>> start Source data

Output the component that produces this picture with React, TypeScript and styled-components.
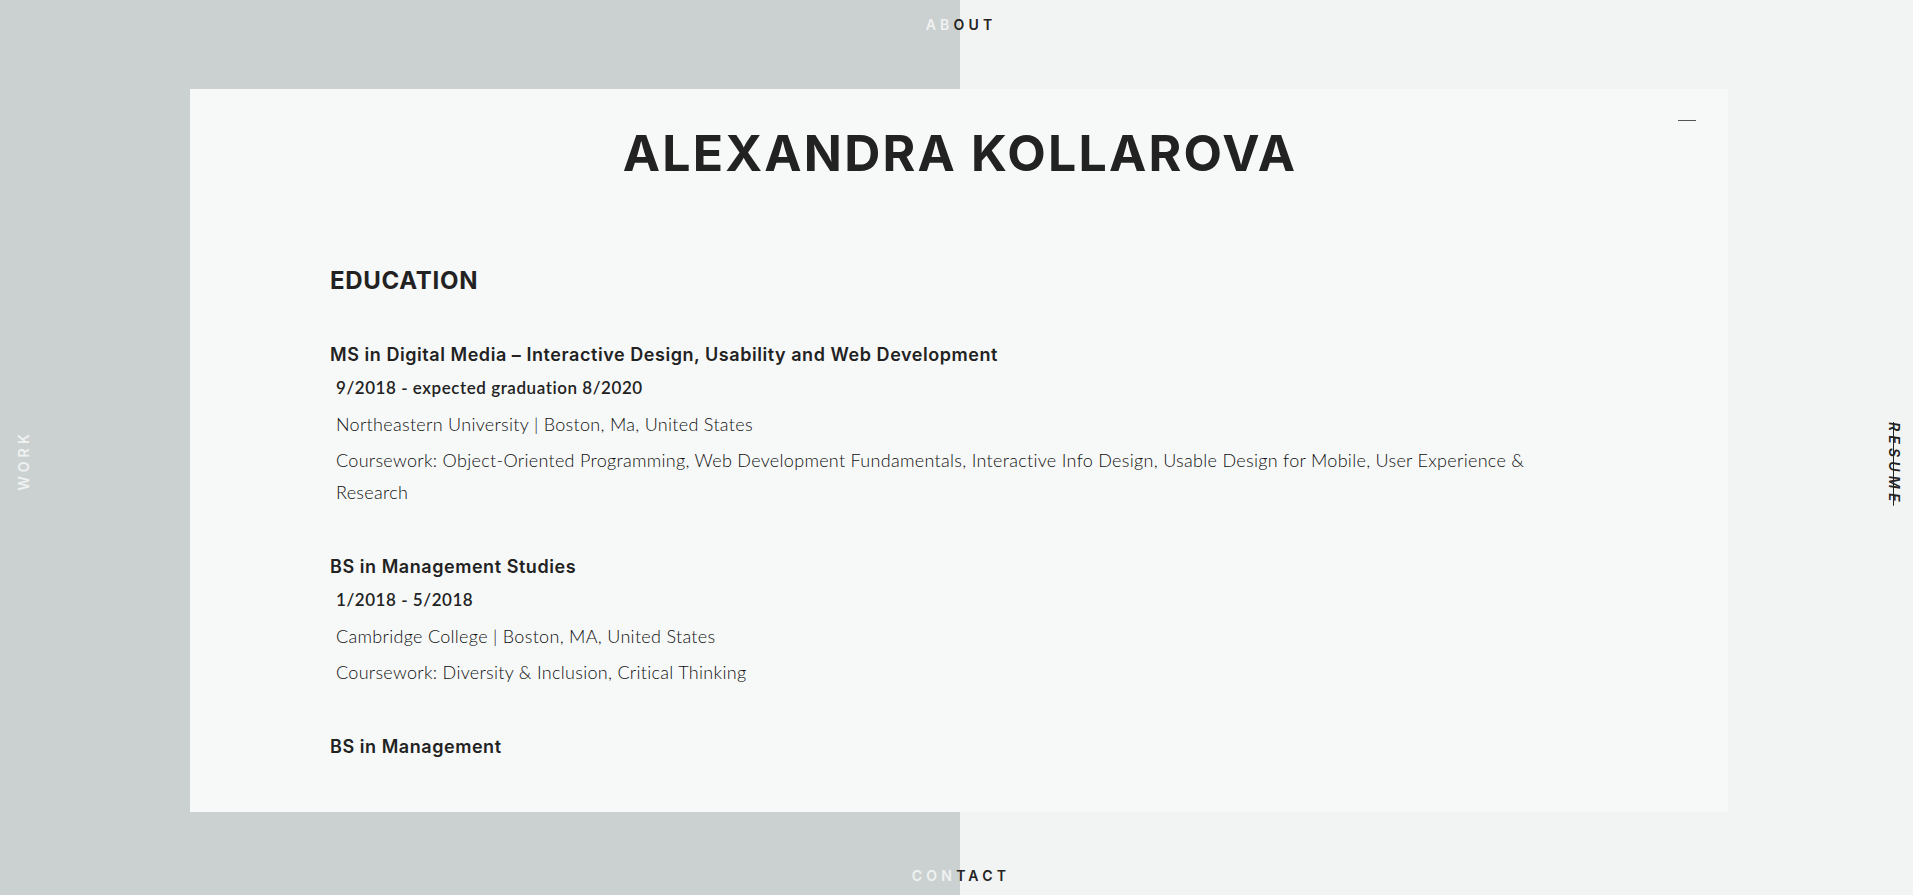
import React from "react";
import styled, { createGlobalStyle } from "styled-components";

const GlobalStyle = createGlobalStyle`
  html, body {
    margin: 0;
    padding: 0;
    height: 100%;
    overflow: hidden;
  }
  body {
    background: linear-gradient(to right, #cbd1d1 0, #cbd1d1 960px, #f2f3f3 960px, #f2f3f3 100%);
    font-family: "Lato", "Liberation Sans", sans-serif;
    -webkit-font-smoothing: antialiased;
  }
`;

const Page = styled.div`
  display: grid;
  grid-template-columns: 190px 1538px 1fr;
  grid-template-rows: 89px 723px 1fr;
  height: 100vh;
`;

const TopNav = styled.nav<{ $row: number; $pad: number }>`
  grid-column: 2;
  grid-row: ${(p) => p.$row};
  justify-self: center;
  padding-top: ${(p) => p.$pad}px;
  padding-left: 4px;
`;

const SideNav = styled.nav<{ $side: "left" | "right"; $offset: number }>`
  grid-row: 1 / 4;
  grid-column: ${(p) => (p.$side === "left" ? 1 : 3)};
  display: flex;
  align-items: center;
  justify-content: ${(p) => (p.$side === "left" ? "flex-start" : "flex-end")};
  padding-top: ${(p) => p.$offset}px;
  padding-left: ${(p) => (p.$side === "left" ? 17 : 0)}px;
  padding-right: ${(p) => (p.$side === "right" ? 12 : 0)}px;
`;

const NavLink = styled.a<{ $vertical?: "up" | "down"; $active?: boolean }>`
  font-family: "Inter", "Liberation Sans", sans-serif;
  font-weight: 600;
  font-size: 14px;
  line-height: 14px;
  letter-spacing: 4.2px;
  text-transform: uppercase;
  color: #222;
  text-decoration: ${(p) => (p.$active ? "line-through" : "none")};
  font-style: ${(p) => (p.$active ? "italic" : "normal")};
  cursor: pointer;
  writing-mode: ${(p) => (p.$vertical ? "vertical-rl" : "horizontal-tb")};
  transform: ${(p) => (p.$vertical === "up" ? "rotate(180deg)" : "none")};
`;

const Light = styled.span`
  color: #f0f2f2;
`;

const Card = styled.section`
  grid-column: 2;
  grid-row: 2;
  position: relative;
  background: #f7f9f9;
  display: flex;
  flex-direction: column;
  padding-top: 39px;
  box-sizing: border-box;
`;

const MinimizeButton = styled.button`
  position: absolute;
  top: 25px;
  right: 28px;
  padding: 6px 4px;
  border: none;
  background: transparent;
  cursor: pointer;
  display: flex;
`;

const Dash = styled.span`
  display: block;
  width: 18px;
  height: 1px;
  background: #555;
`;

const Name = styled.h1`
  margin: 0;
  padding-left: 2px;
  text-align: center;
  font-family: "Inter", "Liberation Sans", sans-serif;
  font-weight: 700;
  font-size: 50px;
  line-height: 1;
  letter-spacing: 2.2px;
  color: #222;
`;

const ScrollArea = styled.div`
  margin: 87px 99px 0 140px;
  height: 500px;
  overflow-y: scroll;
  padding-right: 30px;

  &::-webkit-scrollbar {
    width: 10px;
  }
  &::-webkit-scrollbar-track {
    background: #f2f3f3;
  }
  &::-webkit-scrollbar-thumb {
    background: #f2f3f3;
  }
`;

const ResumeSection = styled.section`
  display: flex;
  flex-direction: column;
  gap: 45px;
`;

const SectionTitle = styled.h2`
  margin: 0;
  font-family: "Inter", "Liberation Sans", sans-serif;
  font-weight: 700;
  font-size: 24px;
  line-height: 31px;
  letter-spacing: 0.7px;
  color: #222;
`;

const Degree = styled.article`
  display: flex;
  flex-direction: column;
  gap: 4px;
`;

const DegreeTitle = styled.h3`
  margin: 0;
  font-family: "Inter", "Liberation Sans", sans-serif;
  font-weight: 600;
  font-size: 18px;
  line-height: 27px;
  letter-spacing: 0.55px;
  color: #222;
`;

const Line = styled.p<{ $strong?: boolean }>`
  margin: 0;
  padding-left: 6px;
  font-family: "Lato", "Liberation Sans", sans-serif;
  font-weight: ${(p) => (p.$strong ? 600 : 300)};
  font-size: ${(p) => (p.$strong ? 17 : 18)}px;
  line-height: 32px;
  letter-spacing: ${(p) => (p.$strong ? 0.55 : 0.3)}px;
  color: ${(p) => (p.$strong ? "#222" : "#0f0f0f")};
`;

type DegreeData = {
  title: string;
  dates?: string;
  place?: string;
  coursework?: string;
};

const degrees: DegreeData[] = [
  {
    title: "MS in Digital Media – Interactive Design, Usability and Web Development",
    dates: "9/2018 - expected graduation 8/2020",
    place: "Northeastern University | Boston, Ma, United States",
    coursework:
      "Coursework: Object-Oriented Programming, Web Development Fundamentals, Interactive Info Design, Usable Design for Mobile, User Experience & Research",
  },
  {
    title: "BS in Management Studies",
    dates: "1/2018 - 5/2018",
    place: "Cambridge College | Boston, MA, United States",
    coursework: "Coursework: Diversity & Inclusion, Critical Thinking",
  },
  {
    title: "BS in Management",
  },
];

export default function App() {
  return (
    <>
      <GlobalStyle />
      <Page>
        <TopNav $row={1} $pad={14}>
          <NavLink>
            <Light>AB</Light>OUT
          </NavLink>
        </TopNav>

        <SideNav $side="left" $offset={26}>
          <NavLink $vertical="up">
            <Light>WORK</Light>
          </NavLink>
        </SideNav>

        <Card>
          <MinimizeButton aria-label="Minimize">
            <Dash />
          </MinimizeButton>
          <Name>ALEXANDRA KOLLAROVA</Name>
          <ScrollArea>
            <ResumeSection>
              <SectionTitle>EDUCATION</SectionTitle>
              {degrees.map((d) => (
                <Degree key={d.title}>
                  <DegreeTitle>{d.title}</DegreeTitle>
                  {d.dates && <Line $strong>{d.dates}</Line>}
                  {d.place && <Line>{d.place}</Line>}
                  {d.coursework && <Line>{d.coursework}</Line>}
                </Degree>
              ))}
            </ResumeSection>
          </ScrollArea>
        </Card>

        <SideNav $side="right" $offset={32}>
          <NavLink $vertical="down" $active>
            RESUME
          </NavLink>
        </SideNav>

        <TopNav $row={3} $pad={53}>
          <NavLink>
            <Light>CON</Light>TACT
          </NavLink>
        </TopNav>
      </Page>
    </>
  );
}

>> end Source data

Using the listing above, gather each line that holds the string "React" and copy it.

Output the component that produces this picture with React, TypeScript and styled-components.
import React from "react";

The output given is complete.